Do they think consumers can’t see this? They’re potentially prepared to accept the disadvantages (no physical copy or supporting material, no ability to resell), provided that the the potential advantages of digital distribution (content provided quicker and cheaper) outweigh them; but if you’re going to take those away, and leave them only with the drawbacks, then why would they bother? Or, at least, why would they bother going through you? How do you think you’re going to build this new model, with all its advantages for you, if it’s obvious to everyone you’re trying to sell it to that you are unreasonably gouging them?

There’s a reason a whole generation has learned to pirate music, and it’s not that they’re flat-out unwilling to pay for it.


Invisible walls

June 18, 2009

Red Faction, a game about smashing things that for some mystifying reason seems to delight in regularly imposing its shitty driving model on players by forcing them to traverse a maze of mountains across the map every few minutes, eventually gives the player a short-range jetpack. Suffering players may think – “Excellent! Now I can just fly over that annoying mountain range there, rather than going the tedious long-way around”. They would be wrong. Not because the mountains are too steep for the jetpack – but because the game blocks the player with INVISIBLE WALLS. You can fly up and down, but you’re not going through that imaginary impenetrable barrier.

No! You shall go back and walk around it. It’s our way of ensuring you get your money’s worth (in terms of time) of entertainment.

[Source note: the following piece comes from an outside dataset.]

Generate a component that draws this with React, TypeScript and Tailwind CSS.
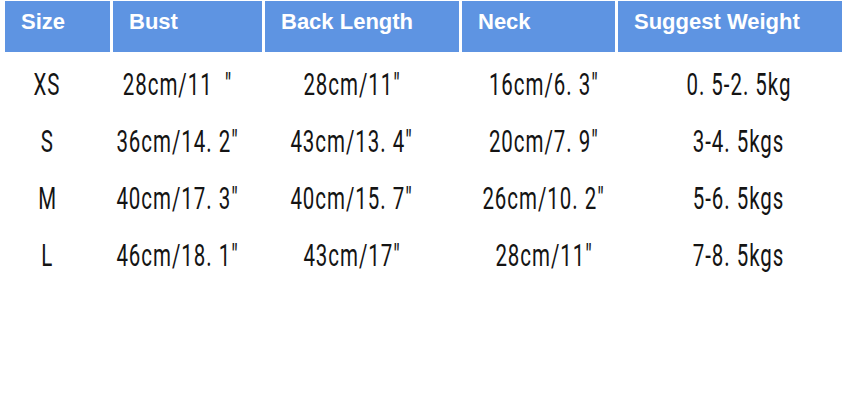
const columns = [
  { title: "Size", shift: "pr-[20px]" },
  { title: "Bust", shift: "pr-[19px]" },
  { title: "Back Length", shift: "pr-[20px]" },
  { title: "Neck", shift: "pl-[11px]" },
  { title: "Suggest Weight", shift: "pl-[18px]" },
];

const rows: string[][] = [
  ["XS", "28cm/11  \"", "28cm/11\"", "16cm/6. 3\"", "0. 5-2. 5kg"],
  ["S", "36cm/14. 2\"", "43cm/13. 4\"", "20cm/7. 9\"", "3-4. 5kgs"],
  ["M", "40cm/17. 3\"", "40cm/15. 7\"", "26cm/10. 2\"", "5-6. 5kgs"],
  ["L", "46cm/18. 1\"", "43cm/17\"", "28cm/11\"", "7-8. 5kgs"],
];

const gridCols = "grid grid-cols-[105px_149px_194px_153px_224px] gap-x-[3px] pl-[5px]";

export default function App() {
  return (
    <div className="w-[867px] h-[420px] bg-white overflow-hidden font-['Liberation_Sans',Arial,sans-serif]">
      {/* header */}
      <div className={`${gridCols} mt-px`}>
        {columns.map((c) => (
          <div key={c.title} className="h-[51px] bg-[#5e94e2] pl-4 pt-[10px]">
            <span className="block text-[22px] leading-none font-bold text-white">{c.title}</span>
          </div>
        ))}
      </div>

      {/* rows */}
      <div className="mt-[3px]">
        {rows.map((row, i) => (
          <div key={i} className={`${gridCols} h-[57px]`}>
            {row.map((cell, j) => (
              <div key={j} className={`flex items-center justify-center ${columns[j].shift}`}>
                <span className="inline-block whitespace-pre font-['Roboto',sans-serif] text-[32px] leading-none tracking-[1.5px] text-[#141414] scale-x-[0.64]">
                  {cell}
                </span>
              </div>
            ))}
          </div>
        ))}
      </div>
    </div>
  );
}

Seriously, developers, fuck off.

Solution: Don’t use invisible walls. Particularly when they’re not even necessary to keep the player on the map – they’re just there to stop the player taking a less boring and time-consuming route. If there must be a barrier, fit it into the environment plausibly. At least make it visible, so that the player does waste time trying to surmount an obstacle that he or she should, according to the other rules of the game, be able to conquer.